However....
This is Dying Matters Awareness Week. I wish I'd known about it sooner. I became aware of it yesterday as I was reading the Catholic weekly The Tablet. This always excellent journal leads on the subject, and there is an excellent article by Rosie Harper, an Anglican priest, about helping people talk naturally about death.
This is what the week is
intended to be about: recovering the importance of thinking about and
discussing end-of-life matters: palliative care, dying, death, loss and grief. I
say ‘recover’ because as we know, the difficulty we have in even naming some of these topics seems a peculiarly modern phenomenon. Our forebears did not stumble over
facing the incontrovertible truth of the old tag memento mori. To remember the certainty of death and to reflect on
dying well is all part of learning to live well, and not just well but happily.
The Dying Matters
hashtag is #YODO: You Only Die Once. It’s
good. I’m learning late in my life that the things we only do once are supremely worth
investing time and effort in. Yesterday I was giving an address to
school-leavers. I talked about how they might cross this unique threshold of
becoming an adult with thankfulness, hope and joy. I linked it with my own
imminent retirement, another threshold that carries significance for the whole
of my working life, not just the few weeks that are left and whatever lies
beyond. I spoke about (horrid word, but useful) mindfulness. If I’d been talking to fellow clergy or caring
professionals I might have spoken about awareness
or reflective practice. The words don’t
matter. What 's important is that we draw on our emotional and spiritual
intelligence to bear upon these life-changing passages we all have to
negotiate.
This year’s Dying
Matters theme is Talk, Plan, Live. The
website says: ‘During the week, we will be encouraging members of the
public to take five simple steps to make their end of life experience better,
both for them and for their loved ones.’ These are: 1 Write your will; 2 Record
your funeral wishes; 3 Plan your future care and support; 4 Consider registering as
an organ donor; 5 Tell your loved ones your wishes.
Here in Durham (and we are not alone), we have encouraged this approach
to death by inviting members of the Cathedral Community to design their funeral
rite, or as much of it as they wish, and deposit it in writing with the
Precentor.

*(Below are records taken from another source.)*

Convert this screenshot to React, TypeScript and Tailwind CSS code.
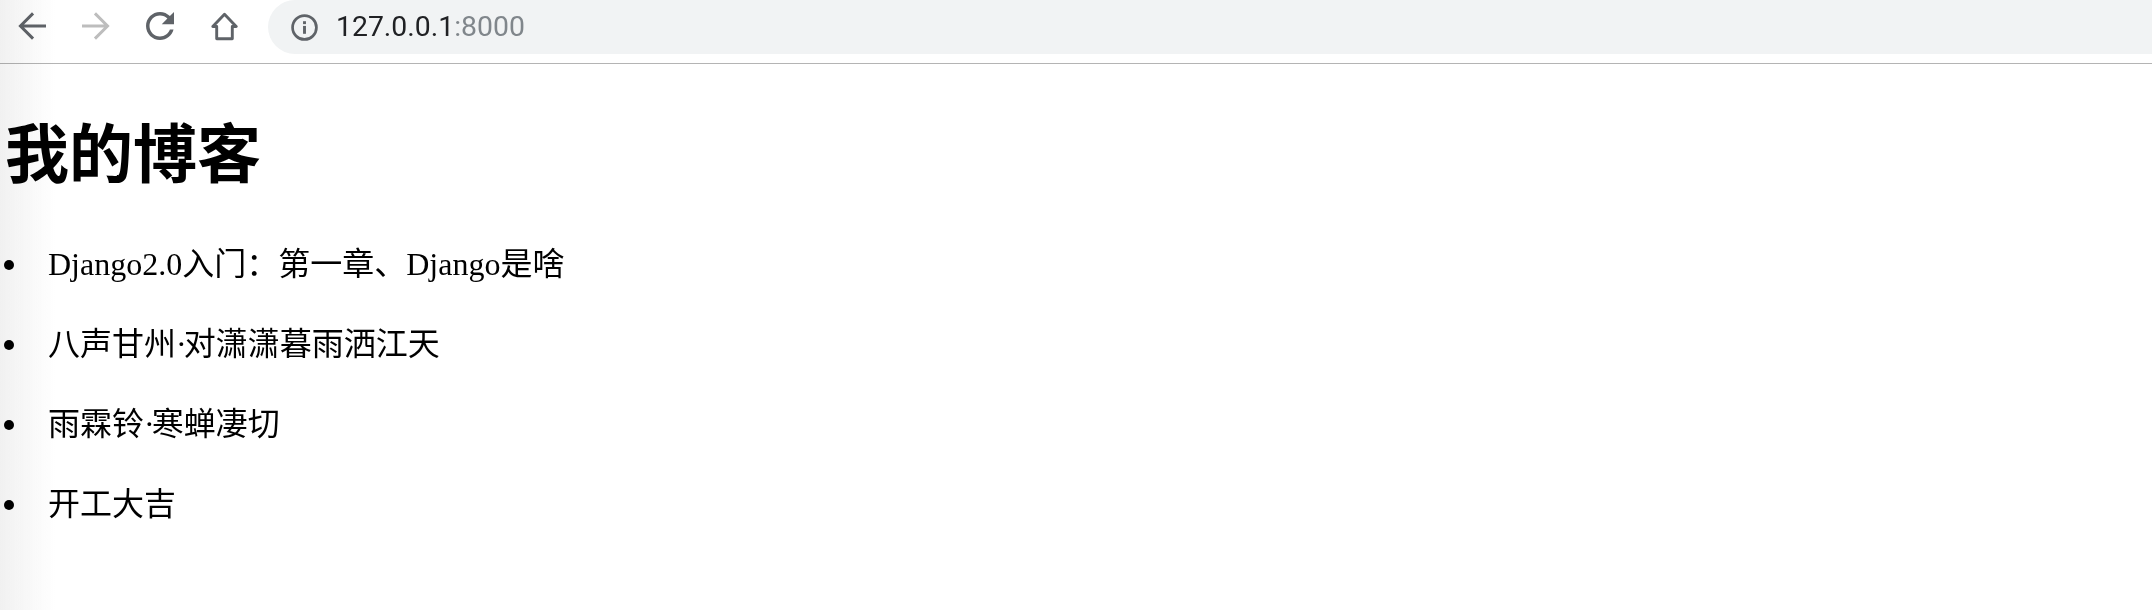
import React from 'react';

const serif = "font-['Liberation_Serif','Noto_Sans_CJK_SC',serif]";

const posts = [
  'Django2.0入门：第一章、Django是啥',
  '八声甘州·对潇潇暮雨洒江天',
  '雨霖铃·寒蝉凄切',
  '开工大吉',
];

const BackIcon = ({ color }: { color: string }) => (
  <svg viewBox="0 0 24 24" width="42" height="42" className={color} fill="none" stroke="currentColor" strokeWidth="1.7">
    <path d="M20 12H5.5M12.6 4.8 5.4 12l7.2 7.2" />
  </svg>
);

const ForwardIcon = ({ color }: { color: string }) => (
  <svg viewBox="0 0 24 24" width="42" height="42" className={color} fill="none" stroke="currentColor" strokeWidth="1.7">
    <path d="M4 12h14.5M11.4 4.8l7.2 7.2-7.2 7.2" />
  </svg>
);

const ReloadIcon = () => (
  <svg viewBox="0 0 24 24" width="42" height="42" className="text-[#5f6368]" fill="currentColor">
    <path d="M17.65 6.35C16.2 4.9 14.21 4 12 4c-4.42 0-7.99 3.58-7.99 8s3.57 8 7.99 8c3.73 0 6.84-2.55 7.73-6h-2.08c-.82 2.33-3.04 4-5.65 4-3.31 0-6-2.69-6-6s2.69-6 6-6c1.66 0 3.14.69 4.22 1.78L13 11h7V4l-2.35 2.35z" />
  </svg>
);

const HomeIcon = () => (
  <svg viewBox="0 0 24 26" width="27" height="29" className="text-[#5f6368]" fill="none" stroke="currentColor" strokeWidth="2.6" strokeLinejoin="round">
    <path d="M12 2 L22.5 13 H19 V24 H5 V13 H1.5 Z" />
  </svg>
);

const InfoIcon = () => (
  <svg viewBox="0 0 24 24" width="27" height="27" className="text-[#5f6368]" fill="none">
    <circle cx="12" cy="12" r="10.6" stroke="currentColor" strokeWidth="2.4" />
    <rect x="10.7" y="10.6" width="2.6" height="7" fill="currentColor" />
    <rect x="10.7" y="6.4" width="2.6" height="2.6" fill="currentColor" />
  </svg>
);

// the middle dot sets a little wide in this font stack, so pull it in
const PostTitle = ({ title }: { title: string }) => {
  const parts = title.split('·');
  if (parts.length === 1) return <>{title}</>;
  return (
    <>
      {parts[0]}
      <span className="tracking-[-3px]">·</span>
      {parts[1]}
    </>
  );
};

export default function App() {
  return (
    <div className="relative h-[610px] overflow-hidden bg-white">
      <div className="flex h-16 items-start border-b border-[#b4b4b4] bg-white">
        <div className="flex h-[52px] w-[268px] items-center">
          <div className="flex w-[64px] justify-center"><BackIcon color="text-[#5f6368]" /></div>
          <div className="flex w-[64px] justify-center"><ForwardIcon color="text-[#bdbdbd]" /></div>
          <div className="flex w-[64px] justify-center"><ReloadIcon /></div>
          <div className="flex w-[64px] justify-center"><HomeIcon /></div>
        </div>
        <div className="flex h-[54px] flex-1 items-center rounded-l-[27px] bg-[#f1f3f4] pl-[23px]">
          <InfoIcon />
          <span className="ml-[18px] font-['Roboto',sans-serif] text-[28.4px] text-[#202124]">
            127.0.0.1<span className="text-[#80868b]">:8000</span>
          </span>
        </div>
      </div>

      <div className={`${serif} text-black`}>
        <h1 className="mt-[55px] pl-[5px] text-[64px] leading-[74px] font-bold">我的博客</h1>
        <ul className="mt-[53px]">
          {posts.map((post) => (
            <li key={post} className="flex h-[80px] items-start">
              <span className="mt-[14px] ml-[4px] h-[10px] w-[10px] rounded-full bg-black" />
              <span className="ml-[34px] text-[32px] leading-[37px]"><PostTitle title={post} /></span>
            </li>
          ))}
        </ul>
      </div>

      {/* soft shadow along the left edge of the window */}
      <div className="pointer-events-none absolute inset-y-0 left-0 w-[56px] bg-gradient-to-r from-[#f1f1f1] to-transparent mix-blend-multiply" />
    </div>
  );
}
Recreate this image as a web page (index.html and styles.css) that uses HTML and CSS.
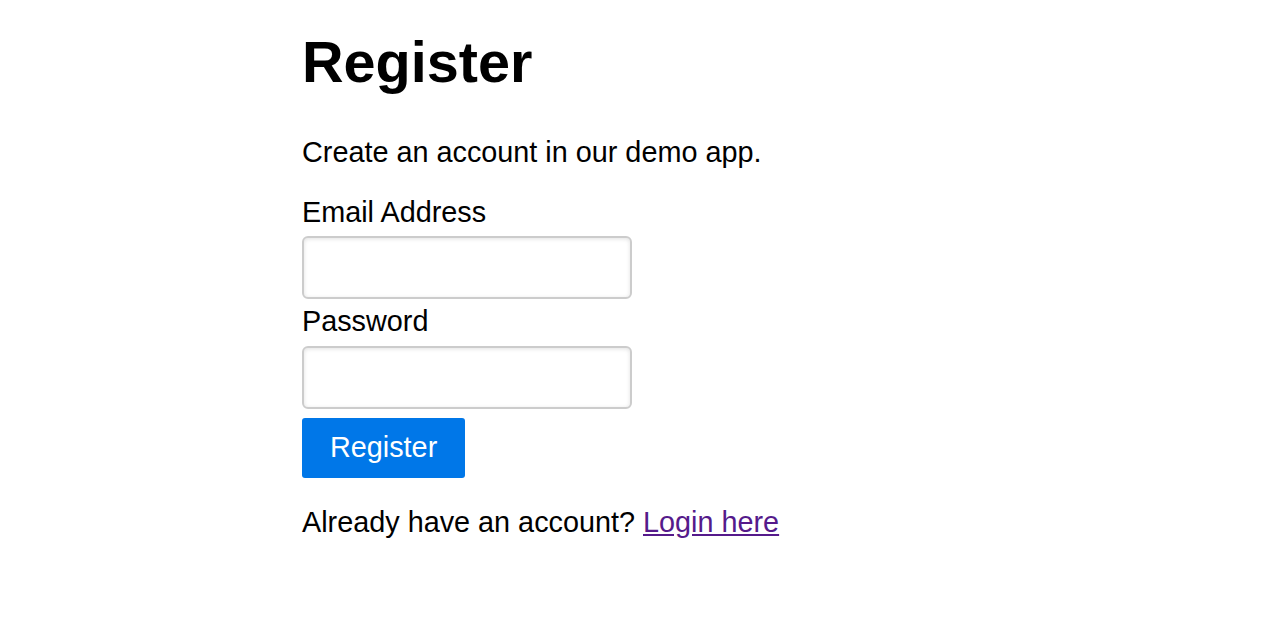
FILE: index.html
```html
<!DOCTYPE html>
<html lang="en">
<head>
<meta charset="utf-8">
<title>Register</title>
<link rel="stylesheet" href="styles.css">
</head>
<body>
<main class="page">
  <h1 class="title">Register</h1>
  <p class="intro">Create an account in our demo app.</p>
  <form class="form">
    <label class="label" for="email">Email Address</label>
    <input class="field" id="email" type="email">
    <label class="label" for="password">Password</label>
    <input class="field" id="password" type="password">
    <button class="btn" type="button">Register</button>
  </form>
  <p class="footer">Already have an account? <a class="link" href="#">Login here</a></p>
</main>
</body>
</html>
```

FILE: styles.css
```css
html, body {
  margin: 0;
  padding: 0;
  background: #ffffff;
}

body {
  font-family: "Liberation Sans", Arial, Helvetica, sans-serif;
  font-size: 28.8px;
  line-height: 1.2;
  color: #000;
}

.page {
  width: 666px;
  margin: 0 auto;
  padding-top: 28px;
}

.title {
  font-size: 57.6px;
  font-weight: 700;
  line-height: 1.2;
  margin: 0;
}

.intro {
  margin: 38px 0 0;
}

.form {
  display: flex;
  flex-direction: column;
  align-items: flex-start;
  margin-top: 25px;
}

.label {
  display: block;
  margin-bottom: 7px;
}

.field {
  box-sizing: border-box;
  width: 330px;
  height: 63px;
  border: 2px solid #cccccc;
  border-radius: 6px;
  box-shadow: inset 0 1px 4px rgba(0, 0, 0, 0.12);
  background: #fff;
  font: inherit;
  padding: 0 10px;
  margin: 0 0 5px;
}

.btn {
  margin-top: 4px;
  height: 60px;
  padding: 0 28px;
  border: none;
  border-radius: 3px;
  background: #0077e8;
  color: #fff;
  font: inherit;
  line-height: 1;
  cursor: pointer;
}

.footer {
  margin: 27px 0 0;
}

.link {
  color: #551a8b;
  text-decoration: underline;
}
```
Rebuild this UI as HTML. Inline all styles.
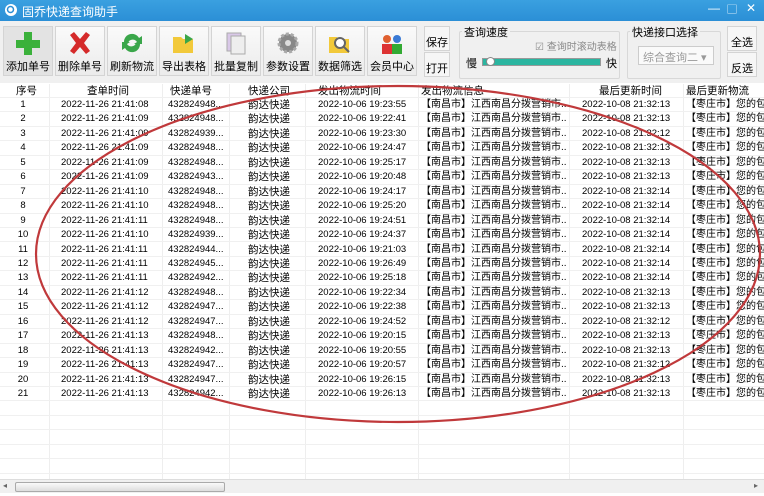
<!DOCTYPE html>
<html><head><meta charset="utf-8"><style>
*{margin:0;padding:0;box-sizing:border-box}
body{width:764px;height:496px;overflow:hidden;background:#fff;font-family:"Liberation Sans","Noto Sans CJK SC",sans-serif;font-size:11px;color:#000;position:relative}
.title{position:absolute;left:0;top:0;width:764px;height:21px;background:linear-gradient(#3aa0e0,#2b8fd6);color:#fff;font-size:12px}
.title span{position:absolute;left:22px;top:3px}
.tb{position:absolute;top:21px;left:0;width:764px;height:62px;background:#f0f0f0}
.btn{position:absolute;top:5px;width:50px;height:50px;border:1px solid #d4d4d4;background:linear-gradient(#fafafa,#ebebeb);text-align:center;font-size:11px}
.btn .ic{width:26px;height:24px;margin:4px auto 3px}
.sb{position:absolute;width:26px;height:25px;border:1px solid #d4d4d4;background:#f6f6f6;font-size:11px;text-align:center;line-height:32px}
.grp{position:absolute;border:1px solid #d8d8d8;border-radius:2px}
.grp b{position:absolute;top:-8px;left:2px;background:#f0f0f0;font-weight:normal;padding:0 2px}
.r{position:absolute;left:0;width:764px;height:14.45px;border-bottom:1px solid #f0f0f0;font-size:9.5px;line-height:14px;white-space:nowrap}
.r div{position:absolute;top:0;height:14px;overflow:hidden}
.vl{position:absolute;top:84px;height:395px;width:1px;background:#eeeeee}
.h{font-size:10.5px}
</style></head><body>
<div class="title"><svg style="position:absolute;left:4px;top:3px" width="14" height="14"><circle cx="7" cy="7" r="6" fill="#fff"/><circle cx="6.5" cy="6.5" r="3" fill="none" stroke="#2b8fd6" stroke-width="1.5"/></svg><span>固乔快递查询助手</span>
<span style="left:708px;top:1px">—</span><span style="left:727px;top:1px;font-size:10px">▢</span><span style="left:746px;top:1px">✕</span></div>
<div class="tb">
<div class="btn" style="left:3px;background:#e3e3e3"><div class="ic"><svg width="26" height="24"><path d="M9 1h8v8h8v8h-8v7H9v-7H1V9h8z" fill="#3bb13b"/></svg></div>添加单号</div>
<div class="btn" style="left:55px"><div class="ic"><svg width="26" height="24"><path d="M3 4l4-3 6 7 6-7 4 3-6 8 6 8-4 3-6-7-6 7-4-3 6-8z" fill="#d52a2a"/></svg></div>删除单号</div>
<div class="btn" style="left:107px"><div class="ic"><svg width="26" height="24"><path d="M5 11a8 8 0 0 1 15-4l3-2v8h-8l3-2a5 5 0 0 0-9 1zM21 13a8 8 0 0 1-15 4l-3 2v-8h8l-3 2a5 5 0 0 0 9-1z" fill="#3aa64a"/></svg></div>刷新物流</div>
<div class="btn" style="left:159px"><div class="ic"><svg width="26" height="24"><path d="M2 6h8l2 2h10v14H2z" fill="#f2c93a"/><path d="M14 3l8 5-8 5z" fill="#3aa64a"/></svg></div>导出表格</div>
<div class="btn" style="left:211px"><div class="ic"><svg width="26" height="24"><rect x="4" y="2" width="14" height="18" fill="#d9c8e8" stroke="#aaa"/><rect x="8" y="5" width="14" height="18" fill="#eee" stroke="#aaa"/></svg></div>批量复制</div>
<div class="btn" style="left:263px"><div class="ic"><svg width="26" height="24"><circle cx="13" cy="12" r="9" fill="#888" stroke="#aaa" stroke-width="3" stroke-dasharray="3 2"/><circle cx="13" cy="12" r="3" fill="#ddd"/></svg></div>参数设置</div>
<div class="btn" style="left:315px"><div class="ic"><svg width="26" height="24"><path d="M2 6h8l2 2h10v14H2z" fill="#f2c93a"/><circle cx="13" cy="12" r="5" fill="#fff" stroke="#666" stroke-width="2"/><path d="M17 16l5 5" stroke="#666" stroke-width="2"/></svg></div>数据筛选</div>
<div class="btn" style="left:367px"><div class="ic"><svg width="26" height="24"><circle cx="8" cy="8" r="4" fill="#e06030"/><circle cx="18" cy="8" r="4" fill="#3a7ad5"/><rect x="3" y="13" width="10" height="10" fill="#d33"/><rect x="13" y="13" width="10" height="10" fill="#3a3"/></svg></div>会员中心</div>
<div class="sb" style="left:424px;top:5px">保存</div>
<div class="sb" style="left:424px;top:31px">打开</div>
<div class="grp" style="left:459px;top:10px;width:161px;height:48px"><b>查询速度</b>
<span style="position:absolute;left:75px;top:6px;color:#888;font-size:10px">☑ 查询时滚动表格</span>
<span style="position:absolute;left:6px;top:23px">慢</span>
<div style="position:absolute;left:22px;top:26px;width:119px;height:8px;background:#2bb5a0;border:1px solid #999"><div style="position:absolute;left:3px;top:-2px;width:9px;height:9px;border-radius:50%;background:#fff;border:1px solid #888"></div></div>
<span style="position:absolute;left:146px;top:23px">快</span></div>
<div class="grp" style="left:627px;top:10px;width:94px;height:48px"><b>快递接口选择</b>
<div style="position:absolute;left:10px;top:14px;width:76px;height:19px;border:1px solid #ccc;background:#fafafa;color:#999;font-size:11px;padding:2px 4px">综合查询二 ▾</div></div>
<div class="sb" style="left:727px;top:5px;width:30px">全选</div>
<div class="sb" style="left:727px;top:31px;width:30px">反选</div>
</div>
<div id="g"></div>
<div style="position:absolute;left:0;top:479px;width:764px;height:14px;background:#f0f0f0;border-top:1px solid #ddd">
<span style="position:absolute;left:3px;top:1px;font-size:8px;color:#666">◂</span>
<div style="position:absolute;left:15px;top:2px;width:210px;height:10px;background:linear-gradient(#fafafa,#ddd);border:1px solid #aaa;border-radius:2px"></div>
<span style="position:absolute;left:754px;top:1px;font-size:8px;color:#666">▸</span></div>
<svg style="position:absolute;left:0;top:0" width="764" height="496"><ellipse cx="398" cy="254" rx="362" ry="168" fill="none" stroke="#c0393b" stroke-width="2.2"/></svg>
<script>
var q=["08","09","09","09","09","09","10","10","11","10","11","11","11","12","12","12","13","13","13","13","13"],
n=["4948","4948","4939","4948","4948","4943","4948","4948","4948","4939","4944","4945","4942","4948","4947","4947","4948","4942","4947","4947","4942"],
s=["23:55","22:41","23:30","24:47","25:17","20:48","24:17","25:20","24:51","24:37","21:03","26:49","25:18","22:34","22:38","24:52","20:15","20:55","20:57","26:15","26:13"],
u=["13","13","12","13","13","13","14","14","14","14","14","14","14","13","13","12","13","13","12","13","13"],h="";
[49,162,229,305,418,569,683].forEach(function(x){h+='<div class="vl" style="left:'+x+'px"></div>'});
h+='<div class="r h" style="top:84px"><div style="left:16px">序号</div><div style="left:87px">查单时间</div><div style="left:170px">快递单号</div><div style="left:248px">快递公司</div><div style="left:318px">发出物流时间</div><div style="left:421px">发出物流信息</div><div style="left:599px">最后更新时间</div><div style="left:686px">最后更新物流</div></div>';
for(var i=0;i<26;i++){var t=(98+i*14.45).toFixed(2);
if(i>=21){h+='<div class="r" style="top:'+t+'px"></div>';continue;}
h+='<div class="r" style="top:'+t+'px"><div style="left:0;width:46px;text-align:center">'+(i+1)+'</div><div style="left:61px">2022-11-26 21:41:'+q[i]+'</div><div style="left:168px">43282'+n[i]+'...</div><div style="left:248px;font-size:10.5px">韵达快递</div><div style="left:318px">2022-10-06 19:'+s[i]+'</div><div style="left:421px;font-size:10px;width:146px">【南昌市】江西南昌分拨营销市...</div><div style="left:582px">2022-10-08 21:32:'+u[i]+'</div><div style="left:686px;font-size:10px">【枣庄市】您的包</div></div>';}
document.getElementById('g').innerHTML=h;
</script>
</body></html>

We often have deeply-held desires about the shape of the service:
where it should take place, who should be involved in it, the readings, music and hymns
we would like, what is to happen to our body and so forth. This is of real
help to shocked and grieving next of kin and to the ministers who support them.
Unless incorporated in a legal will, our funeral wishes are not legally
binding, but loved ones will almost always want to respect them. (And if we
change our minds subsequently – i.e. not after death but before it! – we can
amend as we wish.) We only die once. It’s an event worth taking seriously. I’m not talking about ‘designer dying’ as if it were a lifestyle (deathstyle?) choice. I mean investing in dying as the culmination of living, a gateway that we hope to pass through with the dignity that belongs to a human being made in the image of God. The seventeenth century Bishop Jeremy Taylor famously called it Holy Dying. Here’s the reason we need to talk about it more. Death is not simply a solitary matter for each of us personally. It is communitarian. Apart from its public and civil aspects – recording it, investigating it if necessary, handling the succession in accordance with law – it’s an event that belongs to all our communities of love, trust and care: our family, our faith community, our neighbourhood and the institutions we have belonged to. In each case, ‘every man’s death diminishes me.’
Nothing can be more important than the way we say farewell and honouring the memories that are left behind. I always feel the chill in the Ash Wednesday words 'dust you are, and to dust you shall return', especially when I say them to children as I impose the ashes on their foreheads. But being mortal, with our existence bounded by a beginning and an ending, is something we can learn to celebrate for the focus it gives to the unique meaning of each precious human life.
It makes me wonder why the Church of England isn’t making much more of it
– or perhaps I have missed something? This year, Dying Matters Awareness Week falls at the very end of the Easter
season. What better time to meditate on death in the light of
these Great Fifty Days, and Christian faith’s sure and certain hope of the resurrection of the dead?
Even at the grave we sing alleluia!
Even at the grave we sing alleluia!
Attended a wonderful funeral at Durham Cathedral a few months ago. Like idea of asking congregation to lay down funeral plans. Think we need a conversation between nurses, clergy, funeral directors, drs, social workers, carers. Been involved in separate chat rooms this week - seems we're ploughing slightly separate furrows in each group. Cathedrals perhaps well placed to host?